Yesterday I blogged about TED talks and raised the matter of integration and synthesis, noting that the proliferation of knowledge leaves educators with a task: 

That task could be articulated in different ways, but essentially it comes down to how we assimilate, interpret and, if necessary, re-route the data that stream endlessly into minds and culture. People today are awash in cool stuff, intriguing possibilities and mesmerizing tales of the future. But the significance of this information is not self-evident. Each talk or dazzling theory is like a single chapter from a different book, and it’s up to teachers – and all leaders – to steward this material into a coherent, unifying narrative, to anchor intellectual achievements in a vision that safeguards human dignity and bestows meaning.
 

To see how that’s done, we might return to something like the speech that President John F. Kennedy gave in 1962, when he announced that the United States would travel to the moon.

Speaking at Rice University, Kennedy began on a note of humility, then briefly summarized some of the signature intellectual achievements of human history, noting, for example, Newton’s work in mathematics and the discoveries of electricity and penicillin.

But Kennedy didn’t just offer a pedigree of genius.

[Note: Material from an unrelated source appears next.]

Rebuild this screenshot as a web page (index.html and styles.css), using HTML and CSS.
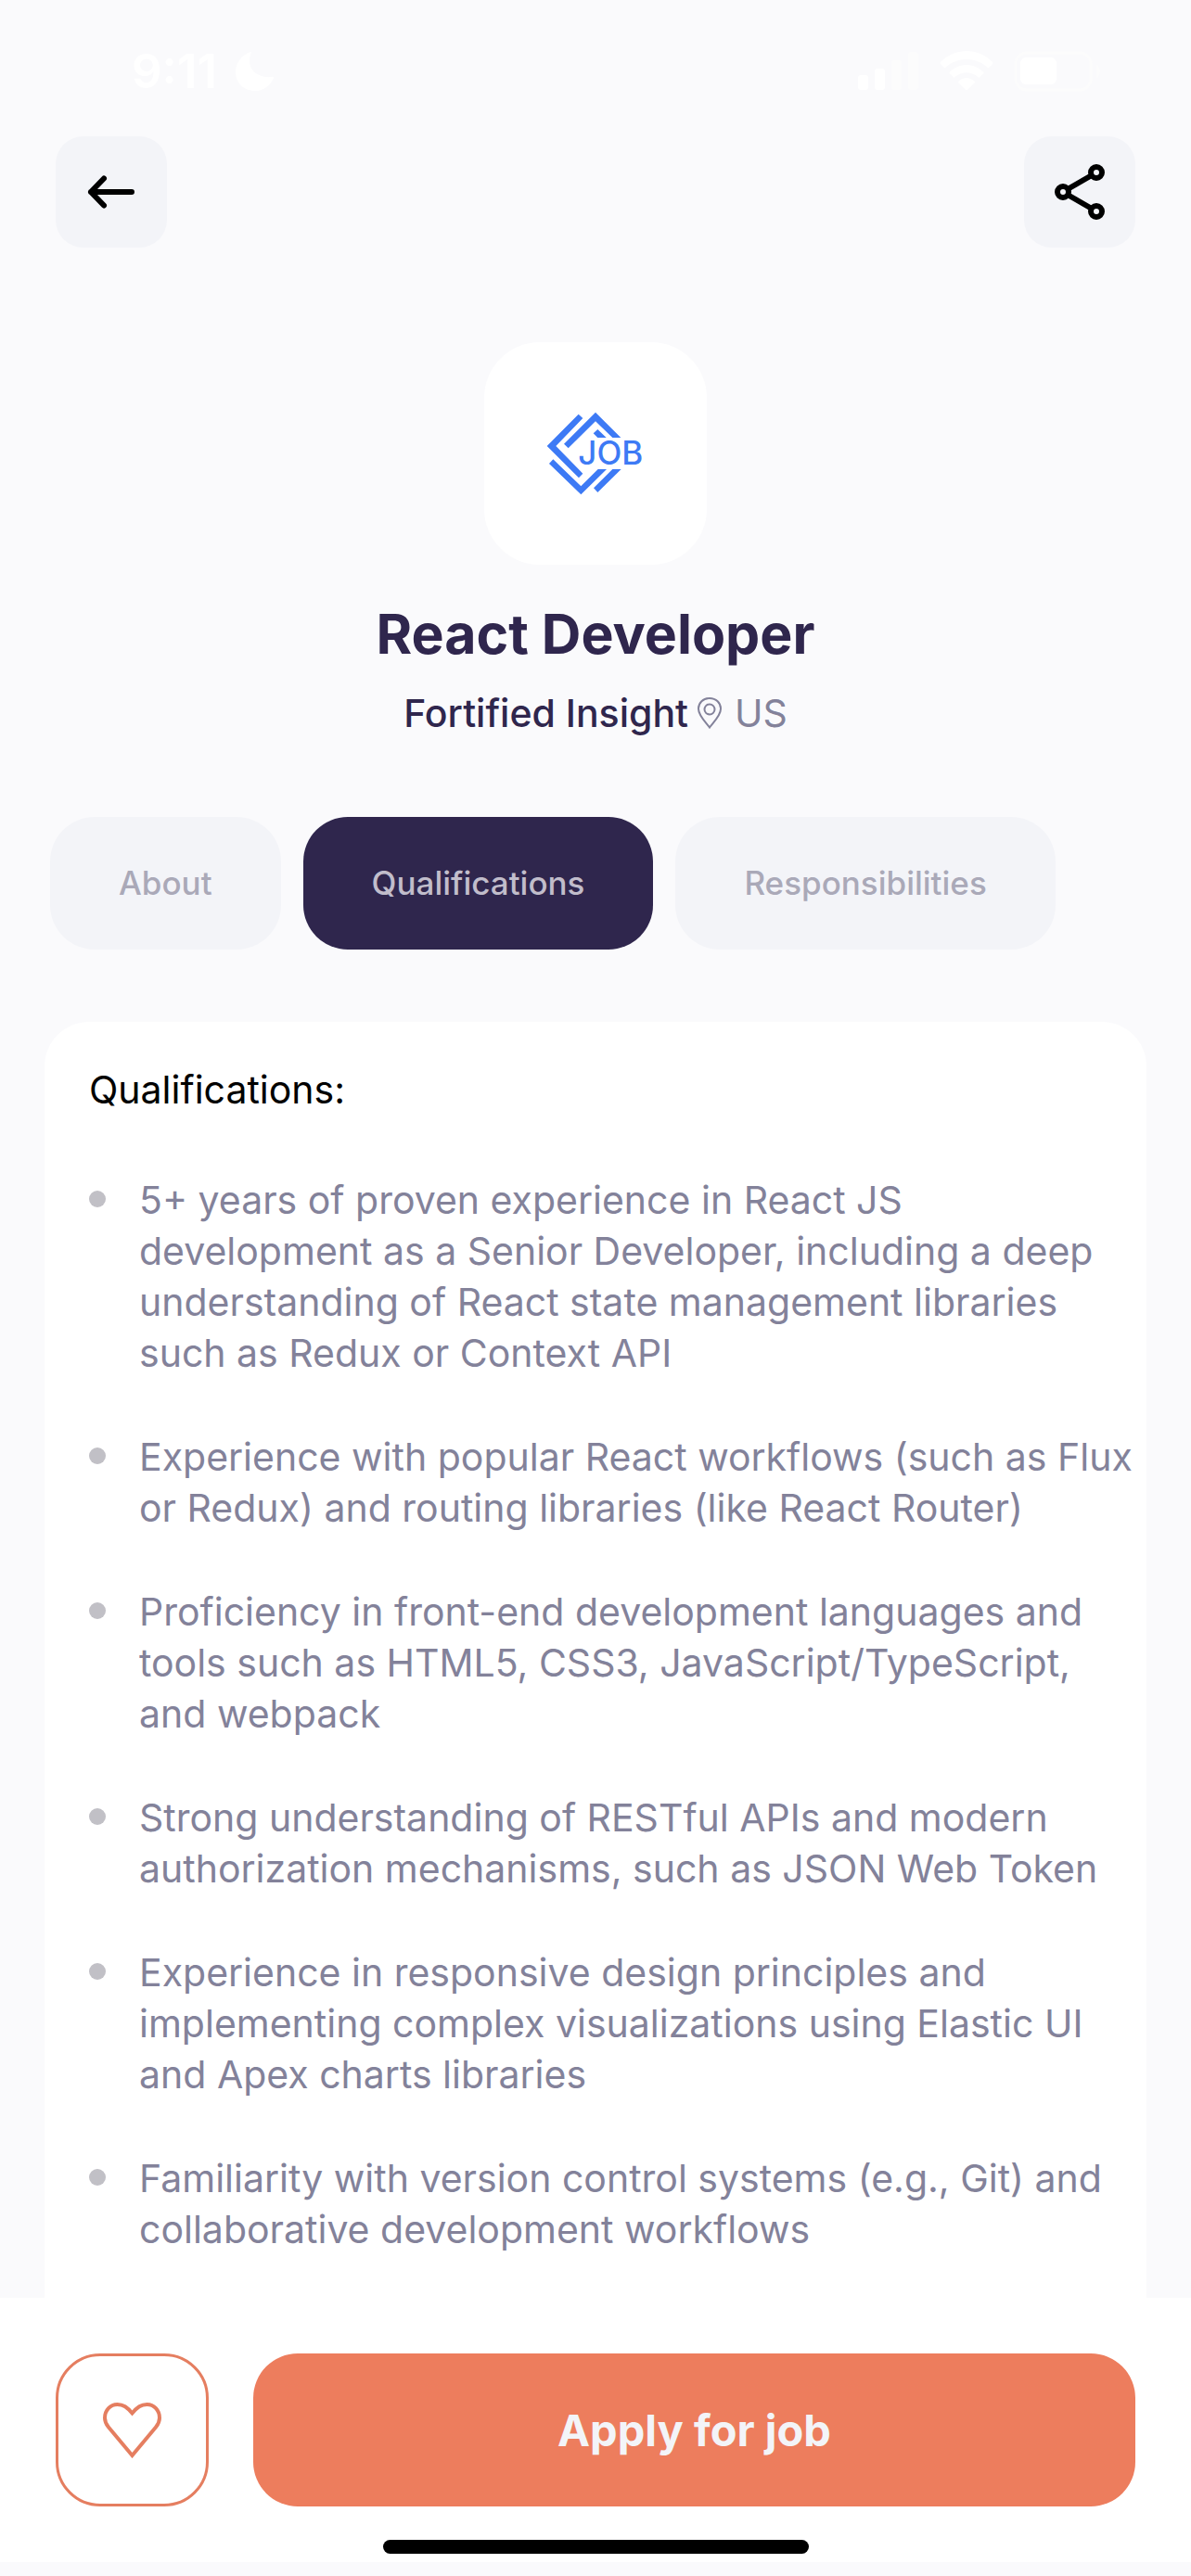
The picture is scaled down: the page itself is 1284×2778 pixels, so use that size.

Instead, he cited these breakthroughs to preface his bold proposal for exploring space. Linking the lunar visit to the ideals that have animated American history, Kennedy emphasized the need to ensure peace, create jobs, defend freedom and achieve something extraordinary.

“We set sail on this new sea,” said President Kennedy, “because there is new knowledge to be gained, and new rights to be won, and they must be won and used for the progress of all people.”

In making his announcement, President Kennedy not only anchored and unified; he also, in effect, issued a call: a call for 20th-century dreamers to direct emerging technologies toward noble ends.

See the bigger story of your work, Kennedy was saying. Be accountable to the past and the future.  

This leadership, and this kind of integrating work, is difficult but no less important today. With approximately 1700 TED talks, millions of YouTube videos and countless other resources generating more information than we can process, these questions follow: To what mission or cause is this generation called? Kennedy rallied brilliant minds to the cause of space exploration—not because it was easy, he famously said, but because it was hard. What, today, is the next frontier? What heroic and awesome difficulty is this generation's moon landing? 

And in the midst of breakthroughs and additional progress, to whom and to what must we remain faithful?

These inquiries have no easy answers, but they must be asked anew. Otherwise, in the race to spread ideas, we will one day find that we don’t know where we’re going or who we’ve become.